CNN reported that some within the DOJ questioned the sufficiency of the case against Giuliani and whether it would involve a “novel” interpretation of federal law in order to proceed. In other words, they thought a move against Giuliani was legally risky and, implicitly, subject to attack. And federal prosecutors don’t like to make moves that could result in an embarrassing high-profile loss.
The case, CNN noted, raises serious legal questions for the Biden administration’s Department of Justice over whether to pursue search warrants for — presumably — the “persons, houses, papers” or “effects” of an advisor and lawyer to a former president. But, the article also notes, the issue of a parallel election and election-related litigation is no longer a serious competing matter.

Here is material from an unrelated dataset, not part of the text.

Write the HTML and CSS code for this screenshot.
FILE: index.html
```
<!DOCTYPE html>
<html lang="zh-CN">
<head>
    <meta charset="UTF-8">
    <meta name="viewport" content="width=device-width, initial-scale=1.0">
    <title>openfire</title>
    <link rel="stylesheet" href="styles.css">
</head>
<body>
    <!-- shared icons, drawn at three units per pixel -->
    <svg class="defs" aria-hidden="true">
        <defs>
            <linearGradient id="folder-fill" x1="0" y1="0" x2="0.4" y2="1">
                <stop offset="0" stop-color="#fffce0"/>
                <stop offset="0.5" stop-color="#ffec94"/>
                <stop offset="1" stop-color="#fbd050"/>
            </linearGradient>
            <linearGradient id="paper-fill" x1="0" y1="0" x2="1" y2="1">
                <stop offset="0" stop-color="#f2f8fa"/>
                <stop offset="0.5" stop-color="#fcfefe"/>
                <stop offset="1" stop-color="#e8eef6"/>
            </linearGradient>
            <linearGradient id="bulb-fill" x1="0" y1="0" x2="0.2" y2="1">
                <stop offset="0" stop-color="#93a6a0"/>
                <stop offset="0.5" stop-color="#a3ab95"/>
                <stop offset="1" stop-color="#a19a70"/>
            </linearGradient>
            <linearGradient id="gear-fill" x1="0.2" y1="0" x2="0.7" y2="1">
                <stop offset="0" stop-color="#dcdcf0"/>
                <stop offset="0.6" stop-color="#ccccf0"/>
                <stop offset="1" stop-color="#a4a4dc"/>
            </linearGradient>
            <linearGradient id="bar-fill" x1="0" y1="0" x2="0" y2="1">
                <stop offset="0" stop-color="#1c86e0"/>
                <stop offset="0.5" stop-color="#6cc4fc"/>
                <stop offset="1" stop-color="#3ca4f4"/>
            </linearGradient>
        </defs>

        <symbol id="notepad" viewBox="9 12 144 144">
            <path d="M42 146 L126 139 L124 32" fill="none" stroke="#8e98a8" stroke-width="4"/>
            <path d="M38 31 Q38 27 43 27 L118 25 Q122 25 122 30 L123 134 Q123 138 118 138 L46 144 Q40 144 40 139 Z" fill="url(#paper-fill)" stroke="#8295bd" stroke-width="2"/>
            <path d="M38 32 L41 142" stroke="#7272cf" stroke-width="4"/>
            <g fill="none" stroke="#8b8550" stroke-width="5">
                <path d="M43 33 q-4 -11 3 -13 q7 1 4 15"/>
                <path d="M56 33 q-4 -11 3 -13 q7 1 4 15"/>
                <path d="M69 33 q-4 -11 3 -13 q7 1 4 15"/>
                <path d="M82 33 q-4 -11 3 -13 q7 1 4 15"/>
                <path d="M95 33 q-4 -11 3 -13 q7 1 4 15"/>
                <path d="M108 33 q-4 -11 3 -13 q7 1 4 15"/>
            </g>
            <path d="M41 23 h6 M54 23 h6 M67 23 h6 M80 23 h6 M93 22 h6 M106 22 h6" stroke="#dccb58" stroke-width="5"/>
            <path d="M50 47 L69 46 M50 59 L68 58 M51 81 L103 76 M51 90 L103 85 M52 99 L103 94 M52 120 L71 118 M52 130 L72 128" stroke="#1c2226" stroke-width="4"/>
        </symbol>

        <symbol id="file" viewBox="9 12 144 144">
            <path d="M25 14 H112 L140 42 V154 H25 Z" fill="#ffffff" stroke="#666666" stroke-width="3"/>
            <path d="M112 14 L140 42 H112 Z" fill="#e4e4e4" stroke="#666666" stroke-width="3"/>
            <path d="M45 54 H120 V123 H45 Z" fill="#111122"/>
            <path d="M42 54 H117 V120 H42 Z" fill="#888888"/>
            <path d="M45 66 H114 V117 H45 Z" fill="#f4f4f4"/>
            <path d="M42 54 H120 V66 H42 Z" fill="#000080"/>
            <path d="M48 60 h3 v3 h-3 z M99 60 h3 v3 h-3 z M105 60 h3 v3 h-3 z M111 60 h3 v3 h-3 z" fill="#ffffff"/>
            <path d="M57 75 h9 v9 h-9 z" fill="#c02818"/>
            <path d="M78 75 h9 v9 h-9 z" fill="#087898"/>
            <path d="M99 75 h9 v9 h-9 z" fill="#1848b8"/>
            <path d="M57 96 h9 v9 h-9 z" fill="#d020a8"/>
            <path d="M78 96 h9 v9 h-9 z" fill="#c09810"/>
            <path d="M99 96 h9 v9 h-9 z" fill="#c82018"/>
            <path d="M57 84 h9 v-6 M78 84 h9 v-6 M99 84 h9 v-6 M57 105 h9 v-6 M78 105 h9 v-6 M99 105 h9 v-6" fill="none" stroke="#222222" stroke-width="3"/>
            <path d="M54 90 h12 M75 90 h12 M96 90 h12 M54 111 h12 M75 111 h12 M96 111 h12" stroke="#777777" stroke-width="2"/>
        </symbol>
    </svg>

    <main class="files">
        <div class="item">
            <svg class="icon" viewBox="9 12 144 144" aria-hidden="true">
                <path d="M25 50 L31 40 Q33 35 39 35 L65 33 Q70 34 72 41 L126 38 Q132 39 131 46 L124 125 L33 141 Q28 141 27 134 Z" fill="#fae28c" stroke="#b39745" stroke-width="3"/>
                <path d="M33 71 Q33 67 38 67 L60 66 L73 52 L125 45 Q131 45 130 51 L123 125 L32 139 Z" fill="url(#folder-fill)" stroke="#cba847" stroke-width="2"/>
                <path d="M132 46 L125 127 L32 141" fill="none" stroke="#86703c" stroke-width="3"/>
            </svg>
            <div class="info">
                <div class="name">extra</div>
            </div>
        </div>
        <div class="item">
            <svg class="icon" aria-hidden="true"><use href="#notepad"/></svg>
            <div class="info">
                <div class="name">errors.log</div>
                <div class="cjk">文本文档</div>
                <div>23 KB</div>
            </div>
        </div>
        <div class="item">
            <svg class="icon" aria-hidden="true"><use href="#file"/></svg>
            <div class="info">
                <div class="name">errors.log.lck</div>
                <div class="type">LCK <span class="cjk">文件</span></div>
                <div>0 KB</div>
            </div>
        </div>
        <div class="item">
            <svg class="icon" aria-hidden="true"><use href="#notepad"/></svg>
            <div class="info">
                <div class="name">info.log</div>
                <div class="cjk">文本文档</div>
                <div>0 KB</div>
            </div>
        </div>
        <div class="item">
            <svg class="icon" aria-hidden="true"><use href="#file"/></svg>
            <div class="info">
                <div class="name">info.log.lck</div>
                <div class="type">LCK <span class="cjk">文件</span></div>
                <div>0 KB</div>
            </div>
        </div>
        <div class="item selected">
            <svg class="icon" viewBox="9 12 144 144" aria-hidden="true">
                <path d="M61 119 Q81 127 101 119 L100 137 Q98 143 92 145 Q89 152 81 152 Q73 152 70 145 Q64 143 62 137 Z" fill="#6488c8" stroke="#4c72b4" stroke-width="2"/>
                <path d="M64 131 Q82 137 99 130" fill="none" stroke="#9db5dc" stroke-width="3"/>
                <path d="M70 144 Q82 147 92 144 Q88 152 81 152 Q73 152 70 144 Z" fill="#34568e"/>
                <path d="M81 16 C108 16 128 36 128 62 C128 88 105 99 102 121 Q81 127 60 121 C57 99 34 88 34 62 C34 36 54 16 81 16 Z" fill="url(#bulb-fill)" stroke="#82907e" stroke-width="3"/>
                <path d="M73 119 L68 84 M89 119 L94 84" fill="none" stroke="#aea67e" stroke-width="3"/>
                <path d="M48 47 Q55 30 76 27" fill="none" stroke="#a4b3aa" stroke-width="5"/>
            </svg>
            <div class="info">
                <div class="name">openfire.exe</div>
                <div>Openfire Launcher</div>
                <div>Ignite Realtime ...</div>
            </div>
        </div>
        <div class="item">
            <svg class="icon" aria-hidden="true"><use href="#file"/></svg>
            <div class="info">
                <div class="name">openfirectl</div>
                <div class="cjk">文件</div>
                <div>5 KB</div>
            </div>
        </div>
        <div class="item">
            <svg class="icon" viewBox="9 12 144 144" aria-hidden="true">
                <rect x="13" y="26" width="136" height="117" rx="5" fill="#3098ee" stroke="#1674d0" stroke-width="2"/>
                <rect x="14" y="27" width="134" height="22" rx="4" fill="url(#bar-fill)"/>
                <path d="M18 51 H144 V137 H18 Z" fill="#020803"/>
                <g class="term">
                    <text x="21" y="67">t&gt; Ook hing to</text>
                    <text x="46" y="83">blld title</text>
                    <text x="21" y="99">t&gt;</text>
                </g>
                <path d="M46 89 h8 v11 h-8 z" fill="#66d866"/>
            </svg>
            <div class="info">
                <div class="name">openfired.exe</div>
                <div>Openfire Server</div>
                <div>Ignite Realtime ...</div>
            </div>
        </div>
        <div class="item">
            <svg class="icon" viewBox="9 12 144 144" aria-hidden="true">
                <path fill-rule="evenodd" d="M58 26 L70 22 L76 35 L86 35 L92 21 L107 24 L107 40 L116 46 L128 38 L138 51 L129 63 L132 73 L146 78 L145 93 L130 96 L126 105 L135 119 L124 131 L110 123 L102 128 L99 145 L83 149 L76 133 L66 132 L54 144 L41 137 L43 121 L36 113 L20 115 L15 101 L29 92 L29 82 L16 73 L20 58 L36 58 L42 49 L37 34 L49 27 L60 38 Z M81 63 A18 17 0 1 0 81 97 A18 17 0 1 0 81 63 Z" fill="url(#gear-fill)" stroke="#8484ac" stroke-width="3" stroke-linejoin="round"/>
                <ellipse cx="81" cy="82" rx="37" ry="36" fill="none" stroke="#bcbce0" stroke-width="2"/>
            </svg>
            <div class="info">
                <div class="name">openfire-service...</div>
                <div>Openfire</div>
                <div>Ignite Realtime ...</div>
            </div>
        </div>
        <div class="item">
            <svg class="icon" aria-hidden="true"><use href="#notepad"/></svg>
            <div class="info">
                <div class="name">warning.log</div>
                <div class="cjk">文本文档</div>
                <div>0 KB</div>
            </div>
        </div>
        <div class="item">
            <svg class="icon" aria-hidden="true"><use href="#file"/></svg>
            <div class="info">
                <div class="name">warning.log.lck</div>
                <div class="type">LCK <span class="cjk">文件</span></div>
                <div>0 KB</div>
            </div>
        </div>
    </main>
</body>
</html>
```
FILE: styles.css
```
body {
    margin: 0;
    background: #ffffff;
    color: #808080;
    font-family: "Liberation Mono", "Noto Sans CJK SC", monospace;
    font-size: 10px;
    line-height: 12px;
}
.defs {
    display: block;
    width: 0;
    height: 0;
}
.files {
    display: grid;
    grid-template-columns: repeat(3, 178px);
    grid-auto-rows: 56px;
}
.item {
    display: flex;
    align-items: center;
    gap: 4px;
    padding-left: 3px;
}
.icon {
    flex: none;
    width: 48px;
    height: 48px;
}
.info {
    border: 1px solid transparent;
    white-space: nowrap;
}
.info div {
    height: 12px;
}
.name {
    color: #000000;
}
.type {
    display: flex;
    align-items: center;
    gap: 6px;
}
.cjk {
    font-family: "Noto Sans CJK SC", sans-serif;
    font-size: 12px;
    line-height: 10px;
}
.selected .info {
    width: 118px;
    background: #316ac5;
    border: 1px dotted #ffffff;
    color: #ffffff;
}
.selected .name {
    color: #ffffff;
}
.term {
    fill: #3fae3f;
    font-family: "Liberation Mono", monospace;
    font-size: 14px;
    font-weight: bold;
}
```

“Prosecutors are exploring the theory that Giuliani may have been engaged in undisclosed foreign lobbying for Ukrainian officials when he sought the ouster of the U.S. ambassador and an investigation into the Bidens for his own personal benefit at the same time he was pursuing those efforts as Trump’s attorney,” CNN said, again citing multiple unnamed sources.
Giuliani’s alleged dual role as possible foreign lobbyist and personal Trump attorney is among the issues CNN said prosecutors were struggling to understand.
Giuliani has not been accused of doing anything wrong. Giuliani’s own attorney, Robert Costello, told CNN that federal prosecutors have asked neither him nor his client directly for information. Costello “said he does not believe there is an active investigation into Giuliani because his client has not done anything wrong,” CNN noted. NBC News, however, said that an investigation into Giuliani was active as recently as late December.
The CNN report comes less than 24 hours after Time published transcripts of telephone calls Giuliani made to officials in the Ukraine to seek investigations which would politically advantage his client, Donald Trump. “My only motive—it isn’t to get anybody in trouble who doesn’t deserve to be in trouble,” Giuliani said in those calls.